## [Provided data]
....
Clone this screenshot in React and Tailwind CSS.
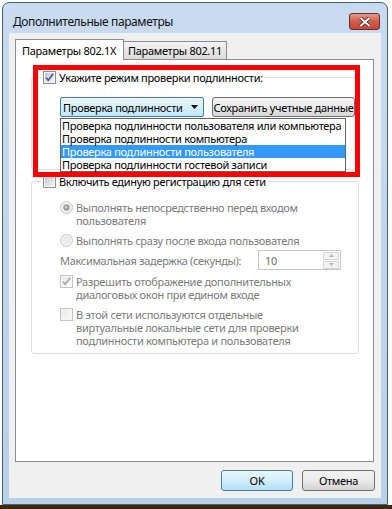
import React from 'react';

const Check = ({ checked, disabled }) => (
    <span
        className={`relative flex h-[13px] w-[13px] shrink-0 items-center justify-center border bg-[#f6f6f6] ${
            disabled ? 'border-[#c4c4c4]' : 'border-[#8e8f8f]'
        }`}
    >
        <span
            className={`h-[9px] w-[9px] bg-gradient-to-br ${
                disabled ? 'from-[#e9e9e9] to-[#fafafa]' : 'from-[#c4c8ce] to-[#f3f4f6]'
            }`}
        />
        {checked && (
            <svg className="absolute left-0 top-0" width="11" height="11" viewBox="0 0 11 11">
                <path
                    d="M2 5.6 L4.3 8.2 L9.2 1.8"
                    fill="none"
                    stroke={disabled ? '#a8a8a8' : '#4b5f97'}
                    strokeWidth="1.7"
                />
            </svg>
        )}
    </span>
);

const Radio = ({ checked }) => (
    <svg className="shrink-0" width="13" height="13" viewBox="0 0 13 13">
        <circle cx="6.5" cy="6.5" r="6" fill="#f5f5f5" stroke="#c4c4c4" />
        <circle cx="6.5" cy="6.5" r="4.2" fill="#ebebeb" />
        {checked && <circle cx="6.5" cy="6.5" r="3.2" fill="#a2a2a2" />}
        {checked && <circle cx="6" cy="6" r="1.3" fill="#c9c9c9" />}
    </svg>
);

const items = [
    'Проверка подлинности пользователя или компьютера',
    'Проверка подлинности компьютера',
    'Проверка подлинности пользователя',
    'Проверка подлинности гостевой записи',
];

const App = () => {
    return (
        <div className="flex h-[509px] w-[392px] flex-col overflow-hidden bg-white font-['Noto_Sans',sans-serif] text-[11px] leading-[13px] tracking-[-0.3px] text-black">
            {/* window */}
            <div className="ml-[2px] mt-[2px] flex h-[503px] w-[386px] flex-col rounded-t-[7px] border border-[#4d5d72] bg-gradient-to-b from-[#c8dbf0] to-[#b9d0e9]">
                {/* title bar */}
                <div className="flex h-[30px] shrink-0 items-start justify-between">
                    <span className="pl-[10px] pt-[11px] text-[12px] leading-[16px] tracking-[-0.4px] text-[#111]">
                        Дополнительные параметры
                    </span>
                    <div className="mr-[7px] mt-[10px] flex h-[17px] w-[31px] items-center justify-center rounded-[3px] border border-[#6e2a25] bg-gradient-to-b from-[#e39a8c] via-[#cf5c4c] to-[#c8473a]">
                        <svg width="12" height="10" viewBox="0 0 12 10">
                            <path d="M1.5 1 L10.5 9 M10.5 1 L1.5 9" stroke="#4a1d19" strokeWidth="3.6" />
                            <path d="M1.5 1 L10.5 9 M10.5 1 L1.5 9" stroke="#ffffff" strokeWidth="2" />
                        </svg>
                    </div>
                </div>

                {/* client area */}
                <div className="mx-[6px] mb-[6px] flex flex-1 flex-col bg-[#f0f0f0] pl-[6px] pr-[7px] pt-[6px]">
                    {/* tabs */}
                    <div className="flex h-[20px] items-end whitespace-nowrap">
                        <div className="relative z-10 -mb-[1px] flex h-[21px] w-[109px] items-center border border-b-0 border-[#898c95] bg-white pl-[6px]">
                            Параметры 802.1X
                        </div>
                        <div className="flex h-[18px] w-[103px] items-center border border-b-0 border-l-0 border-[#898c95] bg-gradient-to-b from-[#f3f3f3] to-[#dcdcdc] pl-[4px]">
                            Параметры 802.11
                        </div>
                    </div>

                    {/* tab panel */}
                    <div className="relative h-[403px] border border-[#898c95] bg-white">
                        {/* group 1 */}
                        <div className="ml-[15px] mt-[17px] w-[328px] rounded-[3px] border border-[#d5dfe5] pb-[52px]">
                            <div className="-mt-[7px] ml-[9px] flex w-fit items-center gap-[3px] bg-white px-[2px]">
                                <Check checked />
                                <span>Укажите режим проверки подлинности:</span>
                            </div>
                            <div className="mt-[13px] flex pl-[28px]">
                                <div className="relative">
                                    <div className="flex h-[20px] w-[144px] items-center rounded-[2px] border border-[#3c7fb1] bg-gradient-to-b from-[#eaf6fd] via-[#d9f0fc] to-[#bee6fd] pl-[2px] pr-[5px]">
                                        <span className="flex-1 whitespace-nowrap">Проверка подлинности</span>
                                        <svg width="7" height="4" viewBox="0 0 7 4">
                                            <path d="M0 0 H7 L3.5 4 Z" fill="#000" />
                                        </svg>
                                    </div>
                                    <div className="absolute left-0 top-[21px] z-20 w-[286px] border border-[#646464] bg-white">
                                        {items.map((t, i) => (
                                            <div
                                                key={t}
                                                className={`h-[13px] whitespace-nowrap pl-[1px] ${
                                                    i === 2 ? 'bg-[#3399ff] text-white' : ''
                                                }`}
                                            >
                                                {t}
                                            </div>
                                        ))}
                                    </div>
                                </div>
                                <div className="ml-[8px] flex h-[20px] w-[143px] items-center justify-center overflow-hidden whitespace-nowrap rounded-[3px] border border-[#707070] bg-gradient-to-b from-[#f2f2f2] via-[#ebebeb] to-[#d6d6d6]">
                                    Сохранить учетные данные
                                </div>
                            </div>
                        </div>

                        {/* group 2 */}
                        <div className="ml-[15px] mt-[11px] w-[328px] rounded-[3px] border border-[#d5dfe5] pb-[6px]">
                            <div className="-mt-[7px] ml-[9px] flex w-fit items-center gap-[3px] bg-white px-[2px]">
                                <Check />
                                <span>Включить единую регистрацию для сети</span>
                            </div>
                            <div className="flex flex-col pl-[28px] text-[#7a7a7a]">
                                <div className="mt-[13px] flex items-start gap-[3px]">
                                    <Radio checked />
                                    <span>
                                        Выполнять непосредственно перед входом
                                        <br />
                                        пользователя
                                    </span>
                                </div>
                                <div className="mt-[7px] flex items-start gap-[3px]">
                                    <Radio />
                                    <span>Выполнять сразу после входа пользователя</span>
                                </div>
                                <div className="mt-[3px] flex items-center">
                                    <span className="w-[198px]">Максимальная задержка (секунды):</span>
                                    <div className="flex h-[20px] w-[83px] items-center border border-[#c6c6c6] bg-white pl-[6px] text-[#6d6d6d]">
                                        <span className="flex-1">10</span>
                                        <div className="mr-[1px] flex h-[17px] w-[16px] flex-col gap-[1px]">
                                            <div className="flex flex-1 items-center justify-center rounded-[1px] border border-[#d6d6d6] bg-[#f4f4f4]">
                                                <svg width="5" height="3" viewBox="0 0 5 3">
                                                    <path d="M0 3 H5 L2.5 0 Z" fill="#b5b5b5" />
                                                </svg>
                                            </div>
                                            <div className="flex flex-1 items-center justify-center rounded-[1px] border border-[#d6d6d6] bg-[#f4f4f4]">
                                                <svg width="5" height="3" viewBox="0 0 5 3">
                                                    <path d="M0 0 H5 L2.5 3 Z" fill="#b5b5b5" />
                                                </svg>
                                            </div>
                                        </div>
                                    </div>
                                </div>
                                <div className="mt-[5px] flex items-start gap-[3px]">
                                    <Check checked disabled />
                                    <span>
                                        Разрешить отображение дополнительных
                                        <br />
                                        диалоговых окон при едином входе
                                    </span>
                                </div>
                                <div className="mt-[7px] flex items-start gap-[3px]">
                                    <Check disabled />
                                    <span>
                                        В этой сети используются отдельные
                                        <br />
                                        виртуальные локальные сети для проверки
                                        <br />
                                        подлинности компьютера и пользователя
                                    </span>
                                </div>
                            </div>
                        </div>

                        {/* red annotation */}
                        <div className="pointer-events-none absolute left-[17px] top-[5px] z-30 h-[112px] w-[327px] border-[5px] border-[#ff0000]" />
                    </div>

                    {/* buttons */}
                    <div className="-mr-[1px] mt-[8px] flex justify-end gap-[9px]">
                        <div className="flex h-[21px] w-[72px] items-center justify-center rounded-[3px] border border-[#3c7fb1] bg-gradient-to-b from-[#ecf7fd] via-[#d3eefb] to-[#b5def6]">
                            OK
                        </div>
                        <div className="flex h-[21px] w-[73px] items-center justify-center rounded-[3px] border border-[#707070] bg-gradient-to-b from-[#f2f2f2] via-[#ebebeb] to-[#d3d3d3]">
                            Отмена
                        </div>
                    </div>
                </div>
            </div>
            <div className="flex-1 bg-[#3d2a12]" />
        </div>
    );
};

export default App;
....
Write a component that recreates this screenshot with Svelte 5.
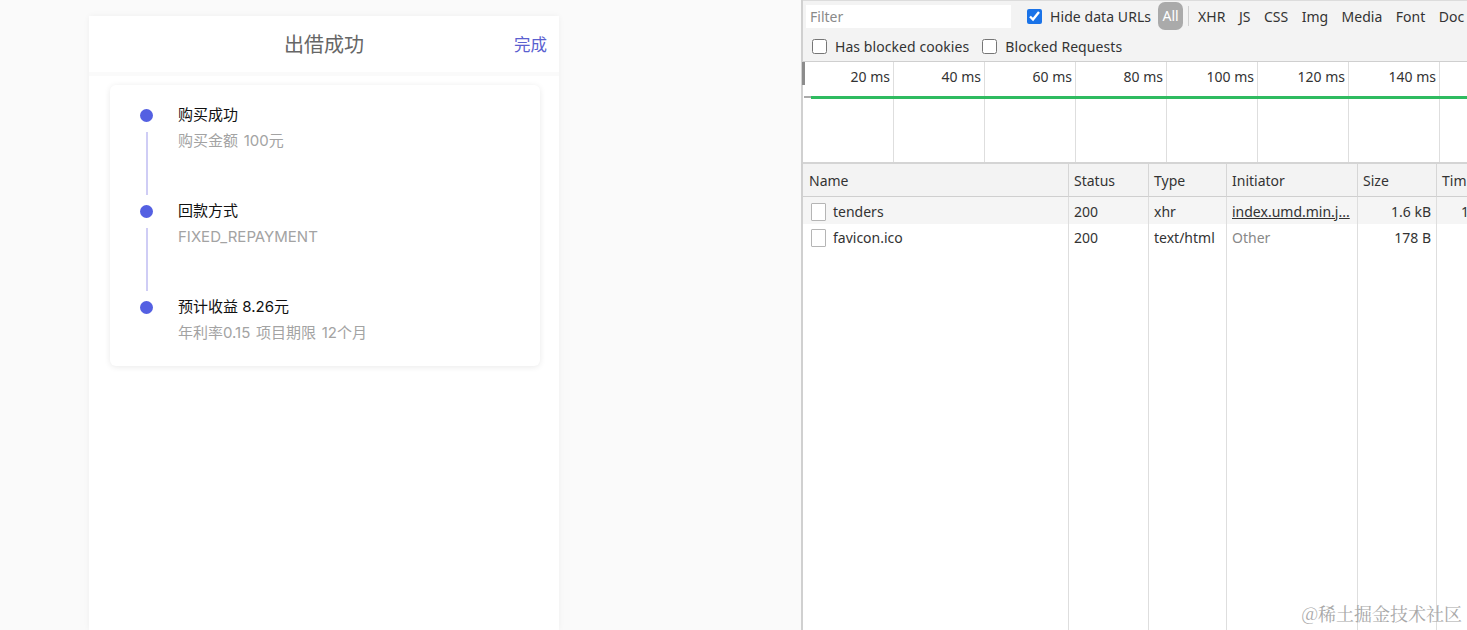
....
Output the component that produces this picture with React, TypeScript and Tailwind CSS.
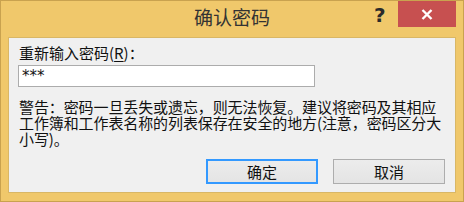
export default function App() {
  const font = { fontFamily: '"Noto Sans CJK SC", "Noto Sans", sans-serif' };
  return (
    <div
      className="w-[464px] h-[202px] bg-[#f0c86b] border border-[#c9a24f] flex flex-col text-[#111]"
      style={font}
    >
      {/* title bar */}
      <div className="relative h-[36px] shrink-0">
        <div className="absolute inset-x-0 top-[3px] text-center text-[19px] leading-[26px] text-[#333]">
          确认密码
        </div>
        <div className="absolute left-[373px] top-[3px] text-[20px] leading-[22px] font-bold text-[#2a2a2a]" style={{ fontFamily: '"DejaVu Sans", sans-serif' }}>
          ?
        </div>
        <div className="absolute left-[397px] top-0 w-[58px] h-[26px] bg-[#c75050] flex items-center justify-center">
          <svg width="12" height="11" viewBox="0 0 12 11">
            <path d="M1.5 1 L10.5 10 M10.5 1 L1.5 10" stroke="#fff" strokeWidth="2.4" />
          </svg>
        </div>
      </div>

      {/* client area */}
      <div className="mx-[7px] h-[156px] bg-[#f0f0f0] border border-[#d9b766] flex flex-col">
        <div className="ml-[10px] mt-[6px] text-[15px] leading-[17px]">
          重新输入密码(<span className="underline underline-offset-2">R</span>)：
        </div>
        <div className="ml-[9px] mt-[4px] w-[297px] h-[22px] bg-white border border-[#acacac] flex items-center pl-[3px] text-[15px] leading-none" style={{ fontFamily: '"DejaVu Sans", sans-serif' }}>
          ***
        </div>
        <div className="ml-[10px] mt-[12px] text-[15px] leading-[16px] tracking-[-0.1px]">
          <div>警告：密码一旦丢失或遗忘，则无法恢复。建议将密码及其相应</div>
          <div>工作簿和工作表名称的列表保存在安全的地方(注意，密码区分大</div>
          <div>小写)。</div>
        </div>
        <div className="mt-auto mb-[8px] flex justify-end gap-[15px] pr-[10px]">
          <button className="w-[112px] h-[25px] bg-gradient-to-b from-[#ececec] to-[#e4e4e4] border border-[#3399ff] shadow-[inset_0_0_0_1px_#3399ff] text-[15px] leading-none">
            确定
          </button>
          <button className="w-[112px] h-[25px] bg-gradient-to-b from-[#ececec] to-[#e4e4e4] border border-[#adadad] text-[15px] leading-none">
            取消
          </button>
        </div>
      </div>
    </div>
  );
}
....
Identify and copy the lines holding the word "that".

## [Solved problem]
Write a component that recreates this screenshot with Svelte 5.
Output the component that produces this picture with React, TypeScript and Tailwind CSS.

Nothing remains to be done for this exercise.